Ein Favoriten-Check vor den diesjährigen Australian Open kommt Kaffeesatz-Lesen gleich. Zu viele Fragezeichen stehen hinter den Stars und dem Turnier, um seriöse Prognosen zu machen.
Was man behaupten darf: Für die beiden Schweizer Aushängeschilder Belinda Bencic (WTA 12) und Stan Wawrinka (ATP 18) meint es das Los zumindest in Runde 1 nicht so schlecht. Die 23-jährige Ostschweizerin startet gegen Lauren Davis (USA, WTA 75), der sie in beiden bisherigen Partien überlegen war. Der 35-jährige Westschweizer trifft zum Auftakt erstmals auf den Portugiesen Pedro Sousa, (ATP 108) – eine gute Standortbestimmung.
Da hat es die zweite Schweizer Garde schwerer. Qualifikant Henri Laaksonen (ATP 136) bekommt es mit dem 60 Ränge höher klassierten Italiener Salvatore Caruso (ATP 76) zu tun – mit nur einem Testmatch (Niederlage) nach über 14-tägiger Quarantäne eine schwierige Ausgangslage. Hart trifft es auch Jil Teichmann – die Nummer 57 der Welt bekommt es wie zuletzt im Melbourner Vorbereitungsturnier mit der 16-jährigen Cori Gauff (WTA 48)zu tun, vor wenigen Tagen unterlag sie dem US-Wunderkind im Tiebreak des 3. Satzes.
Aber auch Bencic und Wawrinka dürften nicht voller Zuversicht in den sogenannten «Happy Slam» tanzen. Dass Belinda nach 14 eingesperrten Tagen im Hotelzimmer noch nicht topfit ist, erwies sich bei ihrem Kaltstart an der «Grampians Trophy», wo sie nicht mit Gegnerin Sorana Cirstea (Rum, WTA 72) mithalten konnte. Stan hingegen gewann beim Vorbereitungsevent zunächst, gab dann allerdings auf, um sich zu schonen – nach seiner Corona-Erkrankung vor rund einem Monat sollte er es wohl noch gemächlich angehen lassen.

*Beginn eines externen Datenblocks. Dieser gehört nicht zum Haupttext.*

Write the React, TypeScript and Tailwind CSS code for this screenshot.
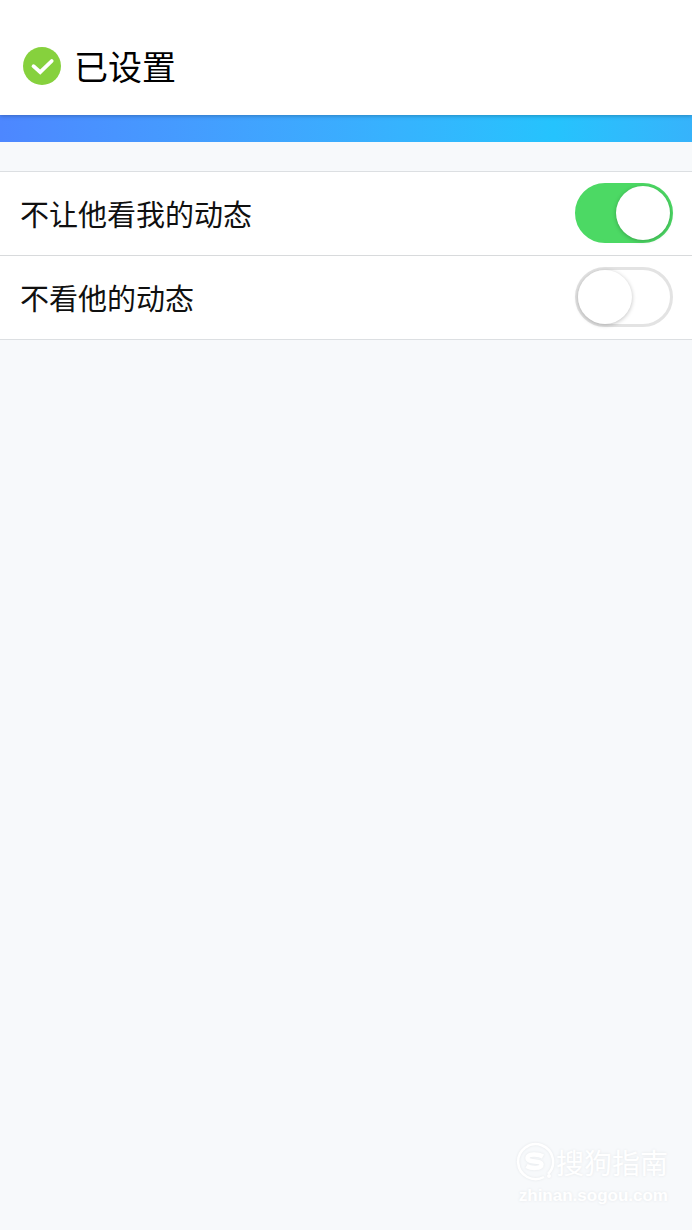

Djokovic, Nadal und Thiem Favoriten
Fraglich, ob Wawrinka für seine gefährliche Tableau-Seite gewappnet ist. In der befindet sich nämlich erst der Kanadier Milos Raonic in einer möglichen 3. Runde, dann der Mann, den es in der Theorie als potenziellen Achtelfinal-Gegner zu schlagen gilt: Titelverteidiger und achtfacher Aussie-Open-Champion Novak Djokovic. Der Serbe, der in Runde 1 auf Jérémy Chardy (Fr, ATP 66) trifft, gewann seine beiden Einzel im ATP Cup gegen Deutschland – hinter seinem Formstand, steht allerdings auch ein Fragezeichen, klagte er doch im Vorfeld des Re-Starts über Handgelenk-Schmerzen.
Gemächlich, so nimmt es auch Rafael Nadal. Keine Frage: Der an Nummer zwei gesetzte Spanier (gegen Laslo Djere, ATP 56) zählt mit der Weltnummer 1 sowie US-Open-Sieger Dominic Thiem (Ö, ATP 3) und ATP-Finals-Champ Daniil Medwedew (Russ, 4) zu den Top-Favoriten. Wie parat er aber ist, weiss nur er selbst. Zwei Einsätze gegen Griechenland beim ATP Cup sagte Nadal ab, um seinen schmerzenden Rücken zu entlasten. «Es wird besser, reicht aber noch nicht für ein Spiel mit maximaler Intensität», sagt er – kein gutes Omen für viele kommende Best-of-5-Partien.
Der Deutsche Alexander Zverev, Griechenlands Stefanos Tsitsipas, der Russe Andrei Rublew oder vielleicht auch Lokalmatador Nick Kyrgios spielen im erweiterten Kreis um den Titel. Dass sie aber mehr als Wundertüten mit Top- oder Flop-Potenzial sind, müssen sie nach wie vor erst noch unter Beweis stellen.
Frauen-Tableau weit offen
Von je her Wundertüten sind im Profitennis des letzten Jahrzehnts die Frauen. Wegen Schulterproblemen erklärte die 23-fache Grand-Slam-Siegerin Serena Williams (39) vor dem Halbfinal beim Vorbereitungsturnier Forfait. Seit sich die Dominanz der US-Tennisqueen etwas gelegt hat, wittern viele andere ihre Chancen.
Bei den letzten 15 Major-Turnieren (2017 bis 2020) gab es zwölf verschiedene Siegerinnen. Die drei Top-Klassierten, Australiens Star und Weltnummer 1, Ashleigh Barty, sowie Simona Halep (Rum, 2) und Naomi Osaka (Jap, 3) gelten als Favoritinnen. Titelverteidigerin im Melbourne Park ist Nummer 4 Sofia Kenin (USA) – für einen Nachfolgerinnen-Tipp gibt es kaum Anhaltspunkte.
Ein Covid-Fall und alles kann vorbei sein
Noch unberechenbarer ist weiterhin auch das Covid-19-Virus. Erst recht, sollte es sich auch im Staate Victoria in mutierter Variante einnisten. Dies dürfte die grösste Sorge von Turnierdirektor Craig Tiley (59) sein, der seinen Mega-Anlass fest entschlossen und mit 30000 Zuschauern täglich durchpauken will. Spätestens nachdem ein Angestellter eines Spielerhotels infiziert, der Spielbetrieb am Donnerstag einen Tag eingestellt und sämtliche Betroffenen erneut getestet wurden, ist klar: Ein neuer Fall genügt und die ganze Herrlichkeit ist schnell vorbei. Das ganze Australian Open ist eine Wundertüte.